GIVEN PROBLEM: No images are to be carried over; print all other material exactly as it stands.

--- Begin ---

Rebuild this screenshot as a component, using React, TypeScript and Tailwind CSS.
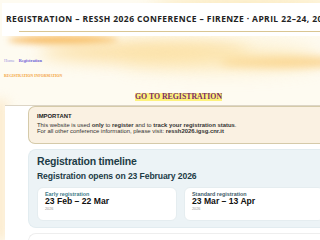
import React from "react";

export default function App() {
  return (
    <div className="relative w-[320px] h-[240px] overflow-hidden bg-[#fefbf1] font-['Liberation_Sans',Arial,sans-serif]">
      {/* background swirls */}
      <div className="absolute inset-0 pointer-events-none">
        <div className="absolute left-[8px] top-[36px] w-[110px] h-[8px] rounded-[50%] bg-[#f5a93c] blur-[3px] opacity-80" />
        <div className="absolute left-[40px] top-[41px] w-[210px] h-[22px] rounded-[50%] bg-[#fbd68a] blur-[8px] opacity-70" />
        <div className="absolute left-[150px] top-[-5px] w-[190px] h-[25px] rounded-[50%] bg-[#fbe3a8] blur-[10px] opacity-70" />
        <div className="absolute left-[220px] top-[57px] w-[130px] h-[10px] rounded-[50%] bg-[#f8c060] blur-[5px] opacity-80" />
        <div className="absolute left-[120px] top-[45px] w-[200px] h-[25px] rounded-[50%] bg-[#fce3a6] blur-[10px] opacity-60" />
        <div className="absolute left-[-10px] top-[100px] w-[18px] h-[140px] bg-[#fbe6c2] blur-[6px] opacity-70" />
      </div>

      <div className="relative">
        {/* header */}
        <div className="mt-[3px] ml-[2px] h-[33px] bg-white flex flex-col">
          <div className="pl-[4px] pt-[10px] h-[28px] whitespace-nowrap text-[8.5px] font-bold text-[#222] tracking-[0.4px] font-['Open_Sans','Liberation_Sans',sans-serif]">
            REGISTRATION – RESSH 2026 CONFERENCE – FIRENZE · APRIL 22–24, 2026
          </div>
          <div className="ml-[17px] h-px bg-[#d9c592]" />
        </div>

        {/* breadcrumb */}
        <div className="mt-[22px] ml-[4px] flex gap-[4px] text-[4.4px] leading-[5px] font-['Liberation_Serif',serif]">
          <span className="text-[#9a93e0]">Home</span>
          <span className="text-[#6c60d6] font-bold">Registration</span>
        </div>

        <div className="mt-[11px] ml-[4px] text-[3.8px] leading-[5px] font-bold text-[#f3a23c] font-['Liberation_Serif',serif]">
          REGISTRATION INFORMATION
        </div>

        <div className="mt-[14px] flex justify-center pl-[37px]">
          <span className="bg-[#fdf27c] text-[#7a2c6c] font-bold text-[7.8px] leading-[8px] font-['Liberation_Serif',serif]">
            GO TO REGISTRATION
          </span>
        </div>

        {/* content */}
        <div className="mt-[4px] ml-[5px] border-t border-[#dcd5c6] bg-white pt-[0px] pl-[23px] h-[200px]">
          <div className="rounded-l-[7px] border border-r-0 border-[#d5caa9] bg-[#faf1e2] pl-[8px] pt-[6px] h-[38px]">
            <div className="text-[5.9px] leading-[7px] font-bold text-[#222]">IMPORTANT</div>
            <div className="mt-[2px] text-[5.9px] leading-[6px] text-[#333]">
              This website is used <b>only</b> to <b>register</b> and to <b>track your registration status</b>.
            </div>
            <div className="text-[5.9px] leading-[6px] text-[#333]">
              For all other conference information, please visit: <b>ressh2026.igsg.cnr.it</b>
            </div>
          </div>

          <div className="mt-[5px] rounded-l-[8px] bg-[#ecf3f6] border border-r-0 border-[#e2ecf0] pl-[8px] pt-[5px] h-[79px]">
            <div className="text-[10.5px] leading-[12px] font-bold text-[#1d3c46] tracking-[-0.2px]">
              Registration timeline
            </div>
            <div className="mt-[5px] text-[8.6px] leading-[9px] font-bold text-[#1d3c46] tracking-[-0.1px]">
              Registration opens on 23 February 2026
            </div>
            <div className="mt-[6px] flex gap-[7px]">
              <div className="w-[140px] h-[34px] shrink-0 rounded-[6px] bg-white border border-[#e5edf0] pl-[7px] pt-[3px]">
                <div className="text-[5.4px] leading-[6px] font-bold text-[#3f7c8a]">Early registration</div>
                <div className="text-[8.6px] leading-[9px] font-bold text-[#111]">23 Feb – 22 Mar</div>
                <div className="mt-[1px] text-[3.8px] leading-[4px] text-[#999]">2026</div>
              </div>
              <div className="w-[140px] h-[34px] shrink-0 rounded-[6px] bg-white border border-[#e5edf0] pl-[7px] pt-[3px]">
                <div className="text-[5.4px] leading-[6px] font-bold text-[#3f5c6a]">Standard registration</div>
                <div className="text-[8.6px] leading-[9px] font-bold text-[#111]">23 Mar – 13 Apr</div>
                <div className="mt-[1px] text-[3.8px] leading-[4px] text-[#999]">2026</div>
              </div>
            </div>
          </div>

          <div className="mt-[5px] rounded-l-[8px] bg-white border border-r-0 border-[#eeeeee] h-[40px]" />
        </div>
      </div>
    </div>
  );
}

--- End ---

RESULT OF THIS TASK:
Rebuild this screenshot as a component, using React, TypeScript and Tailwind CSS.
import React from "react";

export default function App() {
  return (
    <div className="relative w-[320px] h-[240px] overflow-hidden bg-[#fefbf1] font-['Liberation_Sans',Arial,sans-serif]">
      {/* background swirls */}
      <div className="absolute inset-0 pointer-events-none">
        <div className="absolute left-[8px] top-[36px] w-[110px] h-[8px] rounded-[50%] bg-[#f5a93c] blur-[3px] opacity-80" />
        <div className="absolute left-[40px] top-[41px] w-[210px] h-[22px] rounded-[50%] bg-[#fbd68a] blur-[8px] opacity-70" />
        <div className="absolute left-[150px] top-[-5px] w-[190px] h-[25px] rounded-[50%] bg-[#fbe3a8] blur-[10px] opacity-70" />
        <div className="absolute left-[220px] top-[57px] w-[130px] h-[10px] rounded-[50%] bg-[#f8c060] blur-[5px] opacity-80" />
        <div className="absolute left-[120px] top-[45px] w-[200px] h-[25px] rounded-[50%] bg-[#fce3a6] blur-[10px] opacity-60" />
        <div className="absolute left-[-10px] top-[100px] w-[18px] h-[140px] bg-[#fbe6c2] blur-[6px] opacity-70" />
      </div>

      <div className="relative">
        {/* header */}
        <div className="mt-[3px] ml-[2px] h-[33px] bg-white flex flex-col">
          <div className="pl-[4px] pt-[10px] h-[28px] whitespace-nowrap text-[8.5px] font-bold text-[#222] tracking-[0.4px] font-['Open_Sans','Liberation_Sans',sans-serif]">
            REGISTRATION – RESSH 2026 CONFERENCE – FIRENZE · APRIL 22–24, 2026
          </div>
          <div className="ml-[17px] h-px bg-[#d9c592]" />
        </div>

        {/* breadcrumb */}
        <div className="mt-[22px] ml-[4px] flex gap-[4px] text-[4.4px] leading-[5px] font-['Liberation_Serif',serif]">
          <span className="text-[#9a93e0]">Home</span>
          <span className="text-[#6c60d6] font-bold">Registration</span>
        </div>

        <div className="mt-[11px] ml-[4px] text-[3.8px] leading-[5px] font-bold text-[#f3a23c] font-['Liberation_Serif',serif]">
          REGISTRATION INFORMATION
        </div>

        <div className="mt-[14px] flex justify-center pl-[37px]">
          <span className="bg-[#fdf27c] text-[#7a2c6c] font-bold text-[7.8px] leading-[8px] font-['Liberation_Serif',serif]">
            GO TO REGISTRATION
          </span>
        </div>

        {/* content */}
        <div className="mt-[4px] ml-[5px] border-t border-[#dcd5c6] bg-white pt-[0px] pl-[23px] h-[200px]">
          <div className="rounded-l-[7px] border border-r-0 border-[#d5caa9] bg-[#faf1e2] pl-[8px] pt-[6px] h-[38px]">
            <div className="text-[5.9px] leading-[7px] font-bold text-[#222]">IMPORTANT</div>
            <div className="mt-[2px] text-[5.9px] leading-[6px] text-[#333]">
              This website is used <b>only</b> to <b>register</b> and to <b>track your registration status</b>.
            </div>
            <div className="text-[5.9px] leading-[6px] text-[#333]">
              For all other conference information, please visit: <b>ressh2026.igsg.cnr.it</b>
            </div>
          </div>

          <div className="mt-[5px] rounded-l-[8px] bg-[#ecf3f6] border border-r-0 border-[#e2ecf0] pl-[8px] pt-[5px] h-[79px]">
            <div className="text-[10.5px] leading-[12px] font-bold text-[#1d3c46] tracking-[-0.2px]">
              Registration timeline
            </div>
            <div className="mt-[5px] text-[8.6px] leading-[9px] font-bold text-[#1d3c46] tracking-[-0.1px]">
              Registration opens on 23 February 2026
            </div>
            <div className="mt-[6px] flex gap-[7px]">
              <div className="w-[140px] h-[34px] shrink-0 rounded-[6px] bg-white border border-[#e5edf0] pl-[7px] pt-[3px]">
                <div className="text-[5.4px] leading-[6px] font-bold text-[#3f7c8a]">Early registration</div>
                <div className="text-[8.6px] leading-[9px] font-bold text-[#111]">23 Feb – 22 Mar</div>
                <div className="mt-[1px] text-[3.8px] leading-[4px] text-[#999]">2026</div>
              </div>
              <div className="w-[140px] h-[34px] shrink-0 rounded-[6px] bg-white border border-[#e5edf0] pl-[7px] pt-[3px]">
                <div className="text-[5.4px] leading-[6px] font-bold text-[#3f5c6a]">Standard registration</div>
                <div className="text-[8.6px] leading-[9px] font-bold text-[#111]">23 Mar – 13 Apr</div>
                <div className="mt-[1px] text-[3.8px] leading-[4px] text-[#999]">2026</div>
              </div>
            </div>
          </div>

          <div className="mt-[5px] rounded-l-[8px] bg-white border border-r-0 border-[#eeeeee] h-[40px]" />
        </div>
      </div>
    </div>
  );
}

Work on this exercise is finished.